I never thought of trying that...
hmmmmmmmm


----------



## The Atomic Bookworm (Jul 20, 2009)

Um, Moderators and Admins?

Can we just have a sub-forum for kitchen appliances?


----------



## geoffthomas (Feb 27, 2009)

klrodrigues said:


> I never thought of trying that...
> hmmmmmmmm


Actually that is how some French Restaurants make crepes. There are special pans that are meant to be used "upside-down" with the bottoms coated with the batter and the tops exposed to the heat. It is a quick, rather cleanly way of making crepes. You get an even batter distribution because of the dipping and the crepe is almost always round and uniform in shape. But your pan has to be used for nothing else. The bottom must not be used as a bottom. And don't under any circumstances use a "coated" pan for this. That will be exposing the teflon (or other coating) directly to the heat source. Not a good idea.

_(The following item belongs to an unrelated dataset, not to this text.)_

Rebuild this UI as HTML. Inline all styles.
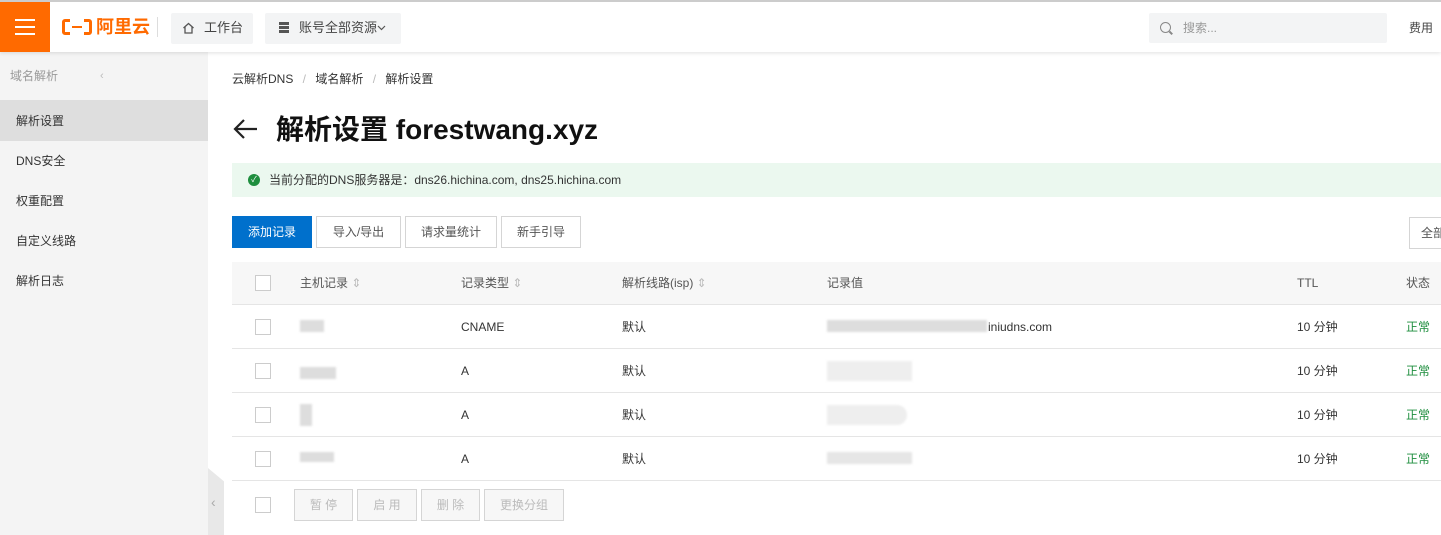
<!DOCTYPE html>
<html><head><meta charset="utf-8"><style>
*{margin:0;padding:0;box-sizing:border-box}
body{width:1441px;height:535px;overflow:hidden;background:#fff;font-family:"Liberation Sans","Noto Sans CJK SC",sans-serif;font-size:12px;color:#333;position:relative}
.abs{position:absolute;line-height:16px}
.hdr{left:0;top:0;width:1441px;height:52px;background:#fff;border-top:2px solid #ccc;box-shadow:0 1px 4px rgba(0,0,0,.12);z-index:3}
.side{left:0;top:52px;width:208px;height:483px;background:#f4f4f4}
.btn{position:absolute;height:32px;border:1px solid #d5d5d5;background:#f7f7f7;text-align:center;line-height:30px;color:#555;font-size:12px}
.row{position:absolute;left:232px;width:1209px;height:44px;border-bottom:1px solid #e5e5e5}
.cb{position:absolute;left:23px;width:16px;height:16px;border:1px solid #ccc;background:#fff}
.t{position:absolute;font-size:12px;color:#333;line-height:16px;height:16px}
.blur{position:absolute;background:#ddd;filter:blur(1px)}
</style></head><body>
<div class="abs hdr">
  <div class="abs" style="left:0;top:0;width:50px;height:50px;background:#ff6a00">
    <div class="abs" style="left:15px;top:17px;width:20px;height:2px;background:#fff"></div>
    <div class="abs" style="left:15px;top:24px;width:20px;height:2px;background:#fff"></div>
    <div class="abs" style="left:15px;top:31px;width:20px;height:2px;background:#fff"></div>
  </div>
  <div class="abs" style="left:62px;top:17px;width:30px;height:16px;border:3px solid #ff6a00;border-radius:3px"></div>
  <div class="abs" style="left:70px;top:16px;width:14px;height:18px;background:#fff"></div>
  <div class="abs" style="left:72px;top:24px;width:10px;height:2px;background:#ff6a00"></div>
  <div class="abs" style="left:96px;top:15px;font-size:18px;line-height:20px;font-weight:bold;color:#ff6a00">阿里云</div>
  <div class="abs" style="left:157px;top:15px;width:1px;height:20px;background:#ddd"></div>
  <div class="abs" style="left:171px;top:11px;width:82px;height:31px;background:#f3f4f5;border-radius:2px"></div>
  <svg class="abs" style="left:182px;top:20px" width="13" height="12" viewBox="0 0 13 12"><path d="M1.5 6L6.5 1.5 11.5 6M3 5v6h7V5" fill="none" stroke="#555" stroke-width="1.3"/></svg>
  <div class="abs" style="left:204px;top:18px;font-size:13px;color:#444">工作台</div>
  <div class="abs" style="left:265px;top:11px;width:136px;height:31px;background:#f3f4f5;border-radius:2px"></div>
  <div class="abs" style="left:279px;top:20px;width:10px;height:3px;background:#555"></div>
  <div class="abs" style="left:279px;top:24px;width:10px;height:3px;background:#555"></div>
  <div class="abs" style="left:279px;top:28px;width:10px;height:3px;background:#555"></div>
  <div class="abs" style="left:299px;top:18px;font-size:13px;color:#444">账号全部资源</div>
  <svg class="abs" style="left:377px;top:23px" width="9" height="6" viewBox="0 0 9 6"><path d="M1 1l3.5 3.5L8 1" fill="none" stroke="#555" stroke-width="1.2"/></svg>
  <div class="abs" style="left:1149px;top:11px;width:238px;height:30px;background:#f3f4f5;border-radius:2px"></div>
  <div class="abs" style="left:1160px;top:20px;width:11px;height:11px;border:1.5px solid #888;border-radius:50%"></div>
  <div class="abs" style="left:1169px;top:30px;width:4px;height:1.5px;background:#888;transform:rotate(45deg)"></div>
  <div class="abs" style="left:1183px;top:18px;font-size:12px;color:#999">搜索...</div>
  <div class="abs" style="left:1409px;top:18px;font-size:12px;color:#444">费用</div>
</div>
<div class="abs side">
  <div class="abs" style="left:10px;top:16px;color:#999;font-size:12px">域名解析</div>
  <div class="abs" style="left:100px;top:16px;color:#bbb;font-size:11px">‹</div>
  <div class="abs" style="left:0;top:48px;width:208px;height:41px;background:#dedede"></div>
  <div class="abs" style="left:16px;top:61px">解析设置</div>
  <div class="abs" style="left:16px;top:101px">DNS安全</div>
  <div class="abs" style="left:16px;top:141px">权重配置</div>
  <div class="abs" style="left:16px;top:181px">自定义线路</div>
  <div class="abs" style="left:16px;top:221px">解析日志</div>
</div>
<div class="abs" style="left:208px;top:468px;width:16px;height:67px;background:#e8e8e8;clip-path:polygon(0 0,100% 20%,100% 100%,0 100%)"></div>
<div class="abs" style="left:211px;top:494px;color:#aaa;font-size:14px">‹</div>
<div class="abs" style="left:232px;top:71px;color:#333">云解析DNS <span style="color:#bbb;margin:0 6px">/</span> 域名解析 <span style="color:#bbb;margin:0 6px">/</span> 解析设置</div>
<svg class="abs" style="left:233px;top:118px" width="25" height="22" viewBox="0 0 25 22"><path d="M24 11H2M11 2L2 11l9 9" fill="none" stroke="#222" stroke-width="2.2"/></svg>
<div class="abs" style="left:276px;top:113px;font-size:28px;line-height:34px;font-weight:bold;color:#111">解析设置 forestwang.xyz</div>
<div class="abs" style="left:232px;top:163px;width:1209px;height:34px;background:#ebf8ef"></div>
<div class="abs" style="left:248px;top:174px;width:12px;height:12px;border-radius:50%;background:#1e8e3e;color:#fff;font-size:8px;text-align:center;line-height:12px">✓</div>
<div class="abs" style="left:269px;top:172px;color:#333">当前分配的DNS服务器是：dns26.hichina.com, dns25.hichina.com</div>
<div class="btn" style="left:232px;top:216px;width:80px;background:#0070cc;border-color:#0070cc;color:#fff">添加记录</div>
<div class="btn" style="left:316px;top:216px;width:85px;background:#fff">导入/导出</div>
<div class="btn" style="left:405px;top:216px;width:92px;background:#fff">请求量统计</div>
<div class="btn" style="left:501px;top:216px;width:80px;background:#fff">新手引导</div>
<div class="btn" style="left:1409px;top:217px;width:40px;background:#fff;text-align:left;padding-left:11px">全部</div>
<div class="row" style="top:262px;height:43px;background:#f7f7f7">
  <div class="cb" style="top:13px"></div>
  <div class="t" style="left:68px;top:13px;color:#555">主机记录 <span style="color:#bbb">⇕</span></div>
  <div class="t" style="left:229px;top:13px;color:#555">记录类型 <span style="color:#bbb">⇕</span></div>
  <div class="t" style="left:390px;top:13px;color:#555">解析线路(isp) <span style="color:#bbb">⇕</span></div>
  <div class="t" style="left:595px;top:13px;color:#555">记录值</div>
  <div class="t" style="left:1065px;top:13px;color:#555">TTL</div>
  <div class="t" style="left:1174px;top:13px;color:#555">状态</div>
</div>
<div class="row" style="top:305px">
  <div class="cb" style="top:14px"></div><div class="blur" style="left:68px;top:15px;width:24px;height:12px"></div>
  <div class="t" style="left:229px;top:14px">CNAME</div><div class="t" style="left:390px;top:14px">默认</div>
  <div class="blur" style="left:595px;top:15px;width:160px;height:12px"></div><div class="t" style="left:756px;top:14px">iniudns.com</div>
  <div class="t" style="left:1065px;top:14px">10 分钟</div><div class="t" style="left:1174px;top:14px;color:#1e8e3e">正常</div>
</div>
<div class="row" style="top:349px">
  <div class="cb" style="top:14px"></div><div class="blur" style="left:68px;top:18px;width:36px;height:12px"></div>
  <div class="t" style="left:229px;top:14px">A</div><div class="t" style="left:390px;top:14px">默认</div>
  <div class="blur" style="left:595px;top:12px;width:85px;height:20px;background:#eee"></div>
  <div class="t" style="left:1065px;top:14px">10 分钟</div><div class="t" style="left:1174px;top:14px;color:#1e8e3e">正常</div>
</div>
<div class="row" style="top:393px">
  <div class="cb" style="top:14px"></div><div class="blur" style="left:68px;top:11px;width:12px;height:22px"></div>
  <div class="t" style="left:229px;top:14px">A</div><div class="t" style="left:390px;top:14px">默认</div>
  <div class="blur" style="left:595px;top:12px;width:80px;height:20px;background:#eee;border-radius:0 10px 10px 0"></div>
  <div class="t" style="left:1065px;top:14px">10 分钟</div><div class="t" style="left:1174px;top:14px;color:#1e8e3e">正常</div>
</div>
<div class="row" style="top:437px">
  <div class="cb" style="top:14px"></div><div class="blur" style="left:68px;top:15px;width:34px;height:10px"></div>
  <div class="t" style="left:229px;top:14px">A</div><div class="t" style="left:390px;top:14px">默认</div>
  <div class="blur" style="left:595px;top:15px;width:85px;height:12px;background:#e6e6e6"></div>
  <div class="t" style="left:1065px;top:14px">10 分钟</div><div class="t" style="left:1174px;top:14px;color:#1e8e3e">正常</div>
</div>
<div class="cb" style="left:255px;top:497px"></div>
<div class="btn" style="left:294px;top:489px;width:59px;color:#bbb">暂 停</div>
<div class="btn" style="left:357px;top:489px;width:60px;color:#bbb">启 用</div>
<div class="btn" style="left:421px;top:489px;width:59px;color:#bbb">删 除</div>
<div class="btn" style="left:484px;top:489px;width:80px;color:#bbb">更换分组</div>
</body></html>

That is why these pans are plain carbon (blue) steel.

I thought long and hard before deciding on the crepe maker that I now have rather than the pans.


----------



## mlewis78 (Apr 19, 2009)

Geoff, with the pan you have now, it looks like you would pour the batter over the surface, since it doesn't have a handle.  Is that how it works?


----------



## Betsy the Quilter (Oct 27, 2008)

The Atomic Bookworm said:


> Um, Moderators and Admins?
> 
> Can we just have a sub-forum for kitchen appliances?


LOL! and recipes and food discussions....

Betsy


----------



## geoffthomas (Feb 27, 2009)

mlewis78 said:


> Geoff, with the pan you have now, it looks like you would pour the batter over the surface, since it doesn't have a handle. Is that how it works?

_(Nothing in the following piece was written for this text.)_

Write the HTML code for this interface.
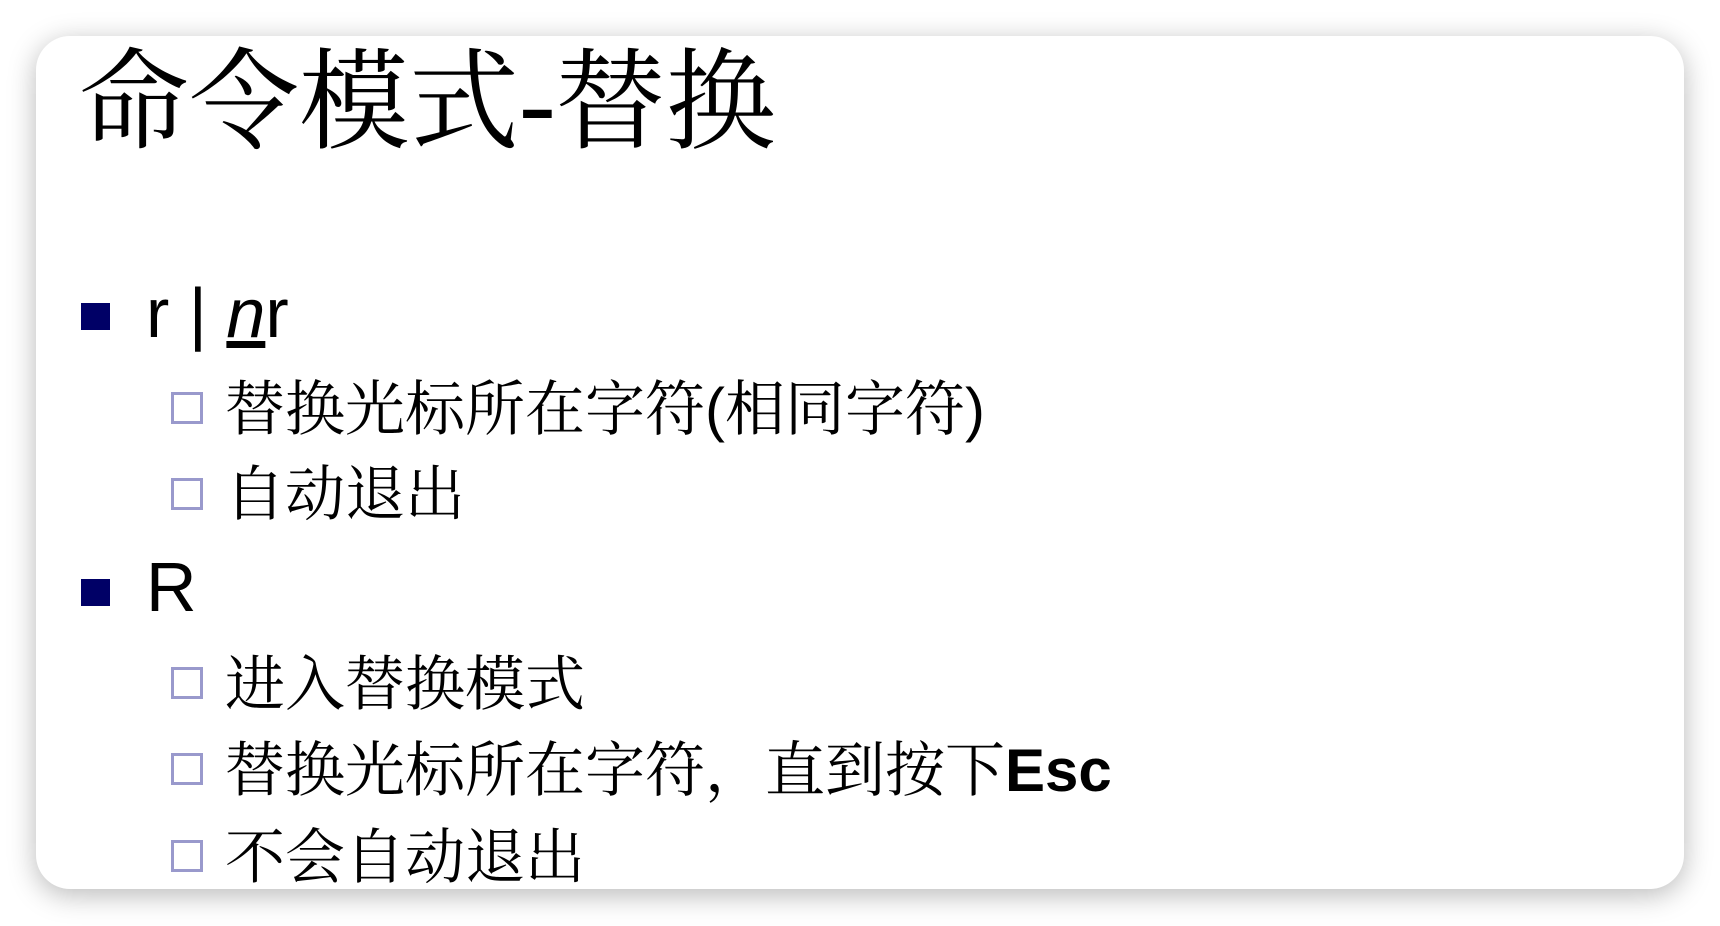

Yes. It is a self-enclosed unit. Has it's own heat source. So you pour the batter and spread it out.
Key (As pointed out in many places) is to let the batter sit for about an hour (cooled is good) before using.
My current unit allows me to make small crepes and up to 14 inch ones.

But there is a bewildering supply of crepe pans. Amazon is a wonderful place to do a search.


----------



## Carol Hanrahan (Mar 31, 2009)

geoffthomas said:


> Actually that is how some French Restaurants make crepes. There are special pans that are meant to be used "upside-down" with the bottoms coated with the batter and the tops exposed to the heat. It is a quick, rather cleanly way of making crepes. You get an even batter distribution because of the dipping and the crepe is almost always round and uniform in shape. But your pan has to be used for nothing else. The bottom must not be used as a bottom. And don't under any circumstances use a "coated" pan for this. That will be exposing the teflon (or other coating) directly to the heat source. Not a good idea. That is why these pans are plain carbon (blue) steel.


Just my luck, I'd have a crepe pan for only crepes, and the kids would make scrambled eggs in it!


----------



## geoffthomas (Feb 27, 2009)

Well I just made my houseful of people a brunch of the ham/cheese/tomato/lemontyme crepes.
Got inspired by this thread.


----------



## B-Kay 1325 (Dec 29, 2008)

geoffthomas said:


> Well I just made my houseful of people a brunch of the ham/cheese/tomato/lemontyme crepes.
> Got inspired by this thread.


YUM!!! No, I just bought a Rice Cooker am not buying a crepe maker, no no no!!!


----------